De très jeunes influenceuses et influenceurs qui endossent la posture de prédicatrices et prédicateurs produisent des prêches punchy qui s’adaptent aux codes de la plateforme : brièveté, rythme, humour, couleurs, jeux (un concours qui consiste à dire le plus de fois « Allah » ou « Jésus » en une minute ; un quiz sur la Bible ou sur Jésus), musique, danse, esthétique des photos et dessins, divertissement et surtout mise en récit de soi. Une tiktokeuse ou une tiktokeur qui obtient des « k » (1k = 1 million de vues) doit avoir du charisme et dépasser ses homologues en parvenant à « personnaliser » son message. Le plus souvent, cela passe par la mise en exergue de sa propre vie. On se filme en gros plan, chez soi, et tous les petits éléments et événements du quotidien peuvent devenir des anecdotes drôles, significatives et aptes à enclencher le phénomène d’identification recherché.

Les personnes religieuses sont nombreuses à voir cela d’un mauvais œil et à déplorer ce « fast food » religieux. Ils et elles en appellent à une lecture attentive (qui « prend le temps ») des textes sacrés, à une dévotion moins tapageuse. Ils et elles regrettent les longs prêches enregistrés sur YouTube ou les textes très développés qu’autorisait Facebook. C’est un discours de vieux. Les jeunes se délectent des prêches sur TikTok et c’est à leurs influenceuses et influenceurs favori.te.s qu’ils et elles se confient et adressent leurs questions religieuses (les tchats sont à cet égard très révélateurs). Ils et elles se partagent leurs vidéos préférées et cette pratique leur permet d’entretenir leur sociabilité et d’affirmer leur personnalité.
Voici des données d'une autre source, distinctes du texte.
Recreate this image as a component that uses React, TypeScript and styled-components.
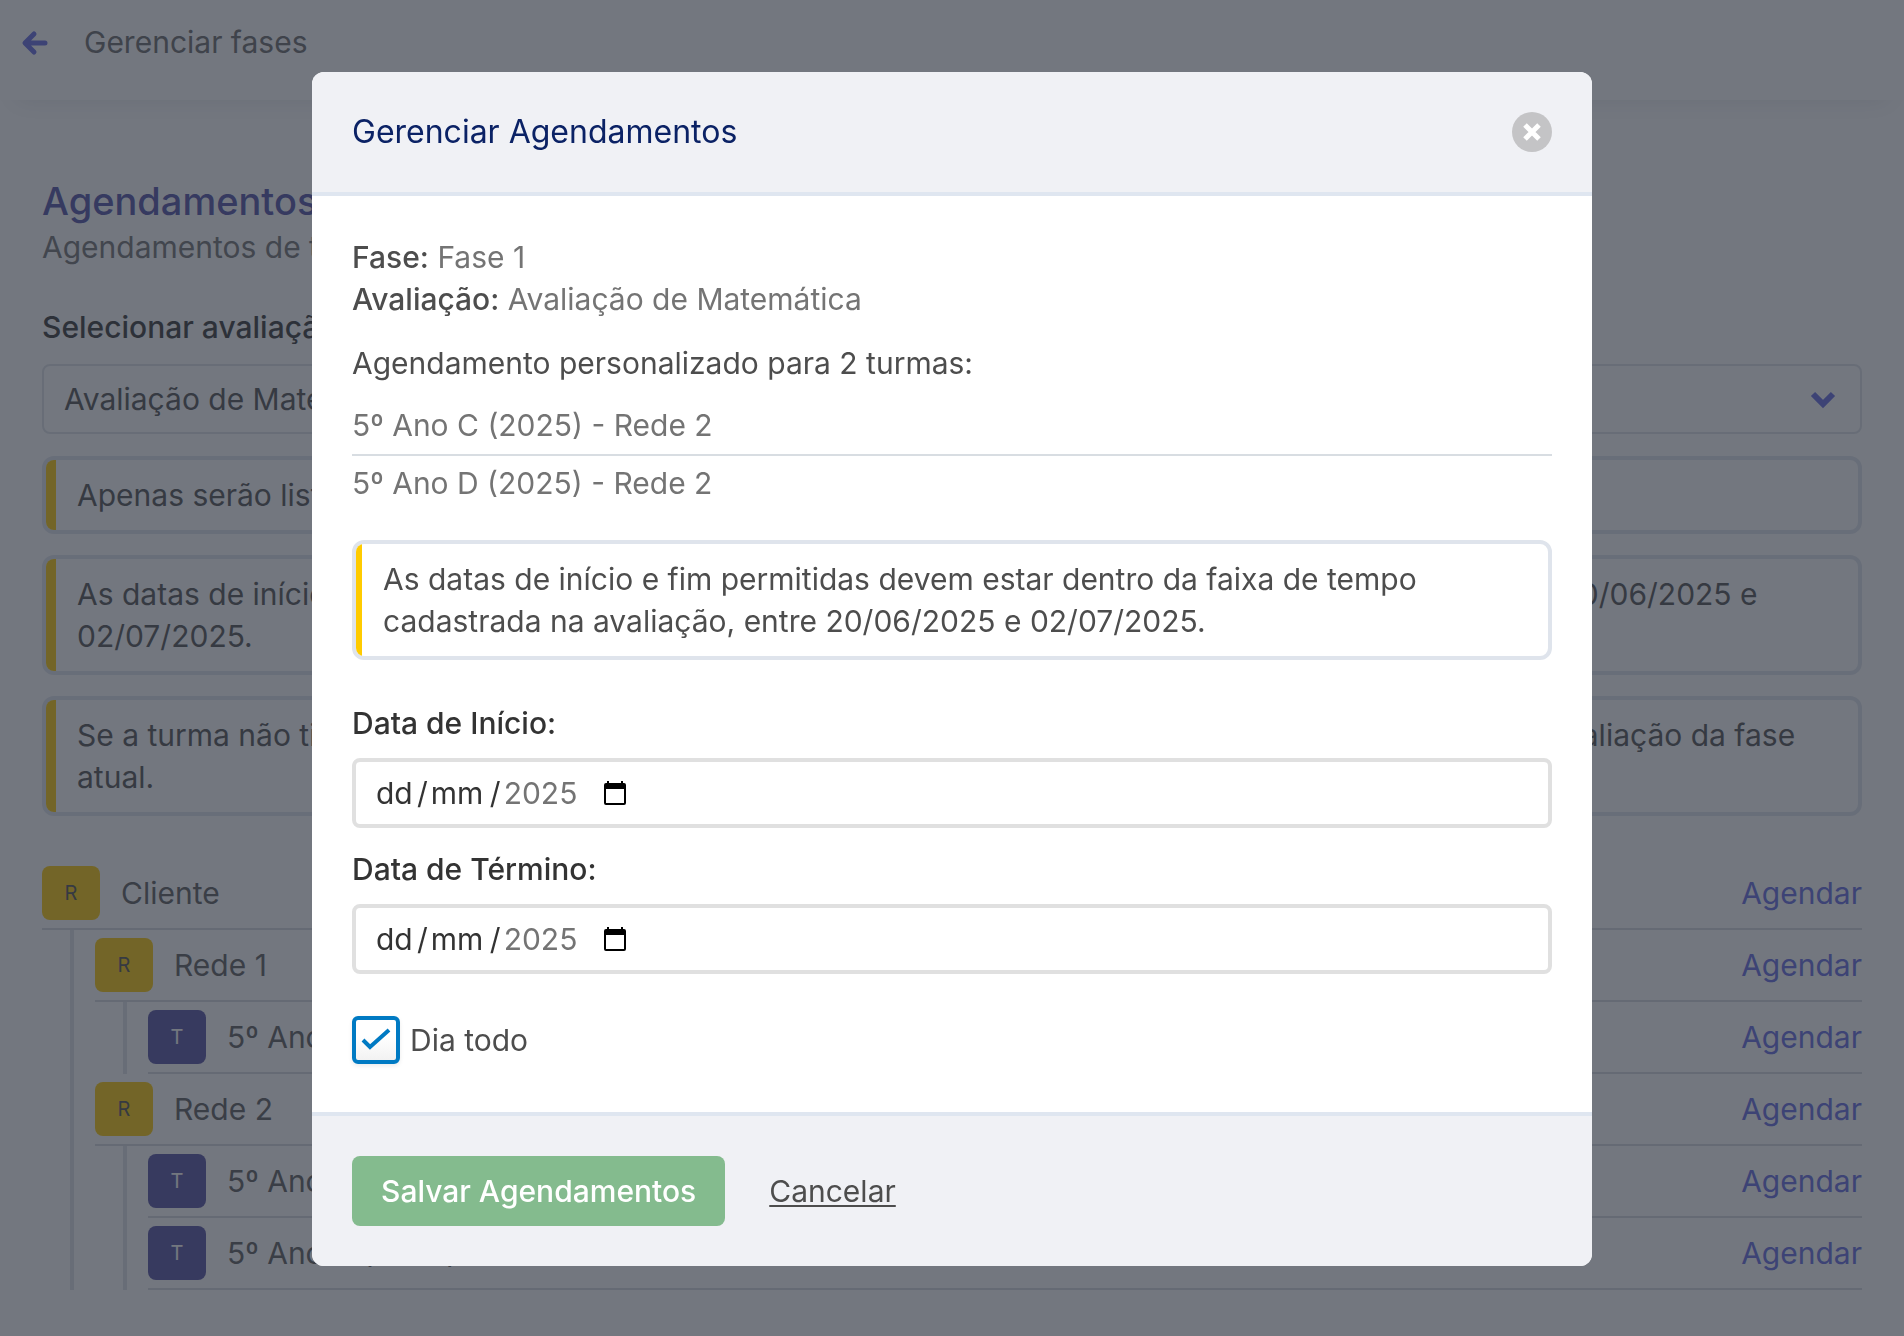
import React from "react";
import styled, { createGlobalStyle } from "styled-components";

const GlobalStyle = createGlobalStyle`
  *, *::before, *::after { box-sizing: border-box; }
  body {
    margin: 0;
    background: #ffffff;
    color: #4d4d4d;
    font-family: Inter, "Open Sans", sans-serif;
    font-size: 30px;
    line-height: 42px;
  }
  p, h1, h2, ul { margin: 0; padding: 0; }
  ul { list-style: none; }
  button, input, select { font: inherit; color: inherit; }
`;

const Page = styled.div`
  min-height: 100vh;
`;

const TopBar = styled.header`
  display: flex;
  align-items: center;
  gap: 34px;
  height: 100px;
  padding: 0 20px 16px;
  box-shadow: 0 16px 24px -16px rgba(60, 66, 87, 0.14);
`;

const BackButton = styled.button`
  display: flex;
  padding: 0;
  border: 0;
  background: none;
  color: #6068e0;
`;

const TopTitle = styled.p`
  color: #666666;
`;

const Main = styled.main`
  padding: 76px 42px 46px;
`;

const PageTitle = styled.h1`
  font-size: 38px;
  line-height: 50px;
  font-weight: 500;
  color: #4c4ca5;
`;

const PageSubtitle = styled.p`
  margin-bottom: 38px;
  color: #707070;
`;

const Label = styled.label`
  display: block;
  margin-bottom: 14px;
  font-weight: 500;
  color: #333333;
`;

const SelectBox = styled.div`
  display: grid;
  align-items: center;
  margin: 16px 0 22px;
  > * { grid-area: 1 / 1; }
  > svg { justify-self: end; margin-right: 25px; pointer-events: none; }
`;

const Select = styled.select`
  appearance: none;
  width: 100%;
  height: 70px;
  padding: 0 20px;
  border: 2px solid #dee2e6;
  border-radius: 8px;
  background: none;
  color: #4d4d4d;
`;

const Notices = styled.div`
  display: grid;
  gap: 21px;
  margin-bottom: 42px;
`;

const Notice = styled.div<{ $bar: number }>`
  display: flex;
  overflow: hidden;
  border: 4px solid #dfe4ec;
  border-radius: 12px;
  &::before {
    content: "";
    flex: none;
    width: ${(p) => p.$bar}px;
    background: #ffcb00;
  }
  > p { padding: 14px 21px; }
`;

const Tree = styled.ul``;

const Branch = styled.ul`
  margin-left: 28px;
  padding-left: 21px;
  border-left: 4px solid #dee2e6;
`;

const Row = styled.div`
  display: flex;
  align-items: center;
  gap: 21px;
  padding: 8px 0;
  border-bottom: 2px solid #d5dadf;
`;

const Tile = styled.span<{ $kind: "R" | "T" }>`
  display: grid;
  place-items: center;
  width: 58px;
  height: 54px;
  border-radius: 8px;
  font-size: 20px;
  background: ${(p) => (p.$kind === "R" ? "#ffcb00" : "#514da0")};
  color: ${(p) => (p.$kind === "R" ? "#4d4d4d" : "#ffffff")};
`;

const RowName = styled.span`
  flex: 1;
  color: #595959;
`;

const RowLink = styled.a`
  color: #6068e0;
  text-decoration: none;
`;

const Overlay = styled.div`
  position: fixed;
  inset: 0;
  display: flex;
  justify-content: center;
  align-items: flex-start;
  padding-top: 72px;
  overflow: auto;
  background: rgba(43, 48, 60, 0.66);
`;

const Dialog = styled.section`
  width: 100%;
  max-width: 1280px;
  overflow: hidden;
  border-radius: 12px;
  background: #ffffff;
`;

const DialogHeader = styled.header`
  display: flex;
  align-items: center;
  justify-content: space-between;
  padding: 40px;
  border-bottom: 4px solid #dfe6f0;
  background: #f0f1f5;
`;

const DialogTitle = styled.h2`
  font-size: 32px;
  line-height: 40px;
  font-weight: 400;
  color: #0b2265;
`;

const CloseButton = styled.button`
  display: grid;
  place-items: center;
  width: 40px;
  height: 40px;
  padding: 0;
  border: 0;
  border-radius: 50%;
  background: #c4c4c6;
  color: #ffffff;
`;

const DialogBody = styled.div`
  padding: 40px 40px 48px;
`;

const Info = styled.p`
  color: #747474;
  > strong { font-weight: 500; color: #4d4d4d; }
`;

const Summary = styled.p`
  margin: 22px 0 14px;
`;

const ClassList = styled.ul`
  margin-bottom: 28px;
  color: #747474;
`;

const ClassItem = styled.li`
  padding: 6px 0 8px;
  & + & { border-top: 2px solid #d8dde2; }
`;

const Form = styled.div`
  display: grid;
  gap: 20px;
  margin: 42px 0;
`;

const DateBox = styled.div`
  display: flex;
  align-items: center;
  gap: 3px;
  height: 70px;
  padding: 0 20px;
  border: 4px solid #e0e0e0;
  border-radius: 8px;
  color: #333333;
`;

const DatePart = styled.input<{ $width: number }>`
  width: ${(p) => p.$width}px;
  padding: 0;
  border: 0;
  outline: 0;
  background: none;
  &::placeholder { color: #333333; opacity: 1; }
`;

const YearPart = styled(DatePart)`
  color: #747474;
`;

const CalendarButton = styled.button`
  display: flex;
  margin-left: 20px;
  padding: 0;
  border: 0;
  background: none;
  color: #000000;
`;

const CheckRow = styled.label`
  display: flex;
  align-items: center;
  gap: 10px;
`;

const CheckFrame = styled.span`
  display: grid;
  place-items: center;
  > * { grid-area: 1 / 1; }
  > svg { pointer-events: none; }
`;

const CheckInput = styled.input`
  appearance: none;
  width: 48px;
  height: 48px;
  margin: 0;
  border: 4px solid #007ac3;
  border-radius: 6px;
  background: linear-gradient(#ffffff 40%, #f2f2f2);
  box-shadow: 0 2px 4px rgba(0, 0, 0, 0.08);
  & + svg { visibility: hidden; }
  &:checked + svg { visibility: visible; }
`;

const DialogFooter = styled.footer`
  display: flex;
  align-items: center;
  gap: 44px;
  padding: 40px;
  border-top: 4px solid #dfe6f0;
  background: #f0f1f5;
`;

const SaveButton = styled.button`
  height: 70px;
  padding: 0 29px;
  border: 0;
  border-radius: 8px;
  background: #84bb8e;
  color: #ffffff;
  font-weight: 500;
`;

const CancelButton = styled.button`
  padding: 0;
  border: 0;
  background: none;
  text-decoration: underline;
  text-decoration-thickness: 2px;
  text-underline-offset: 3px;
`;

type Node = { name: string; kind: "R" | "T"; children?: Node[] };

const tree: Node[] = [
  {
    name: "Cliente",
    kind: "R",
    children: [
      { name: "Rede 1", kind: "R", children: [{ name: "5º Ano A (2025)", kind: "T" }] },
      {
        name: "Rede 2",
        kind: "R",
        children: [
          { name: "5º Ano C (2025)", kind: "T" },
          { name: "5º Ano D (2025)", kind: "T" },
        ],
      },
    ],
  },
];

const classes = ["5º Ano C (2025) - Rede 2", "5º Ano D (2025) - Rede 2"];

const periodNotice =
  "As datas de início e fim permitidas devem estar dentro da faixa de tempo cadastrada na avaliação, entre 20/06/2025 e 02/07/2025.";

function TreeItem({ node }: { node: Node }) {
  return (
    <li>
      <Row>
        <Tile $kind={node.kind}>{node.kind}</Tile>
        <RowName>{node.name}</RowName>
        <RowLink href="#agendar">Agendar</RowLink>
      </Row>
      {node.children && (
        <Branch>
          {node.children.map((child) => (
            <TreeItem key={child.name} node={child} />
          ))}
        </Branch>
      )}
    </li>
  );
}

function DateField({ id, label }: { id: string; label: string }) {
  return (
    <div>
      <Label htmlFor={id}>{label}</Label>
      <DateBox>
        <DatePart id={id} $width={38} placeholder="dd" maxLength={2} />
        <span>/</span>
        <DatePart $width={56} placeholder="mm" maxLength={2} aria-label="Mês" />
        <span>/</span>
        <YearPart $width={76} defaultValue="2025" maxLength={4} aria-label="Ano" />
        <CalendarButton type="button" aria-label="Abrir calendário">
          <svg width="24" height="26" viewBox="0 0 24 26" fill="none">
            <path d="M2 6h20v17a1 1 0 0 1-1 1H3a1 1 0 0 1-1-1z" stroke="currentColor" strokeWidth="2" />
            <path d="M1 5a2 2 0 0 1 2-2h1V1h2v2h12V1h2v2h1a2 2 0 0 1 2 2v4H1z" fill="currentColor" />
          </svg>
        </CalendarButton>
      </DateBox>
    </div>
  );
}

export default function App() {
  return (
    <>
      <GlobalStyle />
      <Page>
        <TopBar>
          <BackButton aria-label="Voltar">
            <svg width="30" height="30" viewBox="0 0 30 30" fill="none" stroke="currentColor" strokeWidth="5" strokeLinecap="round" strokeLinejoin="round">
              <path d="M14 7L5 16l9 9M6 16h19" />
            </svg>
          </BackButton>
          <TopTitle>Gerenciar fases</TopTitle>
        </TopBar>
        <Main>
          <PageTitle>Agendamentos</PageTitle>
          <PageSubtitle>Agendamentos de turmas</PageSubtitle>
          <Label htmlFor="avaliacao">Selecionar avaliação:</Label>
          <SelectBox>
            <Select id="avaliacao">
              <option>Avaliação de Matemática</option>
            </Select>
            <svg width="28" height="28" viewBox="0 0 28 28" fill="none" stroke="#6068e0" strokeWidth="6">
              <path d="M4 9l10 10L24 9" />
            </svg>
          </SelectBox>
          <Notices>
            <Notice $bar={10}>
              <p>Apenas serão listadas as turmas que possuem alunos.</p>
            </Notice>
            <Notice $bar={10}>
              <p>{periodNotice}</p>
            </Notice>
            <Notice $bar={10}>
              <p>
                Se a turma não tiver um agendamento personalizado, será considerado o período
                completo definido na avaliação da fase atual.
              </p>
            </Notice>
          </Notices>
          <Tree>
            {tree.map((node) => (
              <TreeItem key={node.name} node={node} />
            ))}
          </Tree>
        </Main>
      </Page>
      <Overlay>
        <Dialog role="dialog" aria-modal="true" aria-labelledby="dialog-title">
          <DialogHeader>
            <DialogTitle id="dialog-title">Gerenciar Agendamentos</DialogTitle>
            <CloseButton aria-label="Fechar">
              <svg width="18" height="18" viewBox="0 0 18 18" fill="none" stroke="currentColor" strokeWidth="5">
                <path d="M2 2l14 14M16 2L2 16" />
              </svg>
            </CloseButton>
          </DialogHeader>
          <DialogBody>
            <Info>
              <strong>Fase:</strong> Fase 1
            </Info>
            <Info>
              <strong>Avaliação:</strong> Avaliação de Matemática
            </Info>
            <Summary>Agendamento personalizado para 2 turmas:</Summary>
            <ClassList>
              {classes.map((name) => (
                <ClassItem key={name}>{name}</ClassItem>
              ))}
            </ClassList>
            <Notice $bar={6}>
              <p>{periodNotice}</p>
            </Notice>
            <Form>
              <DateField id="inicio" label="Data de Início:" />
              <DateField id="termino" label="Data de Término:" />
            </Form>
            <CheckRow>
              <CheckFrame>
                <CheckInput type="checkbox" defaultChecked />
                <svg width="32" height="32" viewBox="0 0 32 32" fill="none" stroke="#007ac3" strokeWidth="4">
                  <path d="M3 16l7 7L29 6" />
                </svg>
              </CheckFrame>
              Dia todo
            </CheckRow>
          </DialogBody>
          <DialogFooter>
            <SaveButton>Salvar Agendamentos</SaveButton>
            <CancelButton>Cancelar</CancelButton>
          </DialogFooter>
        </Dialog>
      </Overlay>
    </>
  );
}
De la sorte, les plus jeunes consomment sur TikTok des produits diamétralement opposés. Les premier.ère.s « scrollent » à longueur de journée pour dénicher sur « le fil » les vidéos les plus drôles et les plus proches de leurs centres d’intérêt profanes (la mode, la musique, la cuisine, mais aussi la politique, les actualités et les critiques de films). Une manière d’être apprécié.e par ses ami.e.s est de faire découvrir des « perles » sur la plateforme. Les second.e.s ont les mêmes pratiques. Ils et elles cherchent également à se divertir, mais ils et elles trouvent sur le fil une majorité de vidéos qui contiennent des messages qui leur indiquent ce qui est halal ou haram, ou comment cheminer avec Jésus. Sauf pour ce qui est des « gags » et des « memes » (dessins ou vidéos animés repris inlassablement) – qui souvent ont le plus de « k » –, ces deux mondes vivent dans un univers absolument différent.

Comment parler aux jeunes ?

La question qui se pose régulièrement pour les enseignant.e.s, les éducatrices et les éducateurs est de savoir comment parler de sujets sensibles du point de vue religieux (la liberté d’expression, le port de signes religieux dans les institutions publiques, l’évolutionnisme, l’abattage rituel, l’égalité de genre, etc.) à une population aussi polarisée. Pour les jeunes selon qui la religion est un facteur déterminant dans tous les actes de la vie, un discours distancié ou critique sur la religion est inaudible, voire offensant. Pour les autres, il s’agit d’un sujet presque exotique. Ils et elles sont parfaitement ignorant.e.s de ce que signifie le sentiment religieux en tant que tel, mais également comme levier fondamental de tous les aspects de l’existence (rapport au corps, conception de la liberté, vision du monde, loyauté à une communauté, principes moraux, etc.). Les jeunes ont été éduqué.e.s au sein des écoles publiques dans les valeurs de la non-discrimination et du respect des autres. Ils et elles sont très attaché.e.s à la liberté de chacun.e. Une récente enquête en France sur les 18-30 ans indique que cette tranche d’âge est plus tolérante sur les questions religieuses que leurs aîné.e.s1. Ce constat est vraisemblablement valable pour les Belges.

Ne pas pécher par ignorance

La foi – dont les contours leur échappent souvent – semble ne pas constituer un problème pour les jeunes indifférent.e.s à la religion. Cette tolérance est évidemment très positive. Mais cette dernière n’a pas de sens si elle masque une ignorance. Comment pourraient-ils et elles savoir que la foi n’est pas qu’un habit ni un discours, mais qu’elle s’appuie sur un système de croyances et de savoirs extrêmement élaborés qui a un effet performatif sur l’être au monde à la fois collectif et intime ? Se dire croyant.e est plus signifiant d’un point de vue identitaire que d’autres autodéfinitions moins engageantes. L’indifférence à l’égard des questions religieuses s’accompagne de et s’explique dès lors souvent par le désintérêt. Les jeunes n’ont aucune idée de ce que veut dire être religieux ou religieuse et la tolérance qu’ils et elles affichent les exonèrent, d’une certaine manière, d’une approche plus compréhensive. Le problème est que, en la matière, si ne pas juger peut être positif, ne pas comprendre, c’est se condamner à passer à côté d’un moteur essentiel des mobilisations sociales d’hier et d’aujourd’hui. La religion a une place centrale dans les débats politiques et sociaux. Il est fondamental que les jeunes aient les outils pour déchiffrer les enjeux qui s’articulent autour de ces débats. La méthode critique qu’on leur enseigne pour décrypter les phénomènes sociaux et politiques doit également pouvoir s’appliquer à la religion.